Ryssdal: So let’s talk about the logistics of this first of all. How many people does the Belcourt Theatre fit in normal times? What’s capacity?

Silverman: Well, our largest seats 332 people, the second space seats 255, so both quite large, especially for movie theaters. And in both of them, the maximum number of people we’re seating is 56. So that’s like 17% of the capacity of the largest hall and 22 of the next one down. So I mean, it’s a tiny capacity. But I took my son to see a movie and it still felt like you were watching a movie with people, which is really the defining part of the theater experience, being in community with people.

A clipboard showing a socially distanced seating chart for one of The Belcourt Theatre’s limited capacity screenings. (Photo courtesy of The Belcourt Theatre).
A clipboard showing a socially distanced seating chart for one of the Belcourt Theatre’s limited-capacity screenings. (Photo courtesy of the Belcourt Theatre)

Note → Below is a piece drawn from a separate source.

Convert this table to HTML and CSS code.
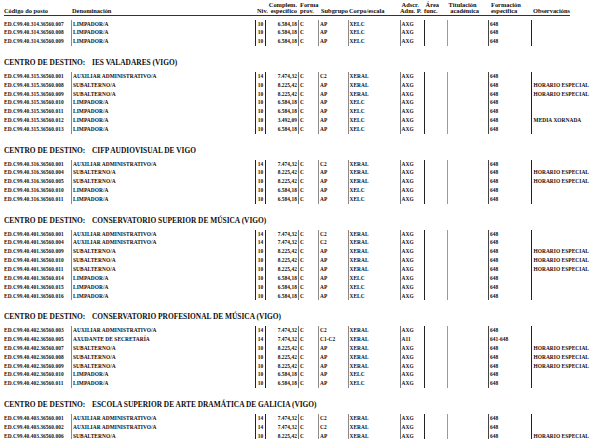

Ryssdal: Yeah, I imagine you’re not turning them around. You know, you get on the multiplex and as soon as you walk out, there’s a whole crew there waiting to come in and clean and turning it around for 15 minutes later. I’m sure that’s not happening at the Belcourt, right?

Silverman: That is not. We are taking a full hour between each screening to really get that hall sanitized. We’re trying to really calm down, right, to like, to not follow all the normal movie theater operating rules and just go slow and carefully so that we really know we’re checking off all the boxes. 

Ryssdal: One of the normal movie theater operating rules, though, is that you got to make money doing this. Are you making money doing this? 

Silverman: Well, so not by ticket sales alone, for sure. You know, we sold, you know, north of 300 tickets over the holiday weekend, and I just looked at what we sold the year before. And it was north of 1,700 tickets. So the lucky thing for the Belcourt is that we’re a nonprofit and so during this whole period, we’ve had to sort of turn our model around and lean more on philanthropy than on earned income. But you know, we’re able to do this because we have members who keep donating. We got a big gift from Amazon, which has helped just keep us operating. It’s been these kind of —

Ryssdal: Amazon Amazon?

Silverman: Yeah, Amazon Amazon. You know, they’re building a big distribution center here in Nashville, and they have sort of stepped up in the corporate philanthropy world here in the city. They helped us with our safety precautions — you know, those kinds of things that the corporate community has stepped in to help us, frankly, where the federal government has not. [That] has allowed us to have our doors open because it is not based on popcorn and ticket sales alone.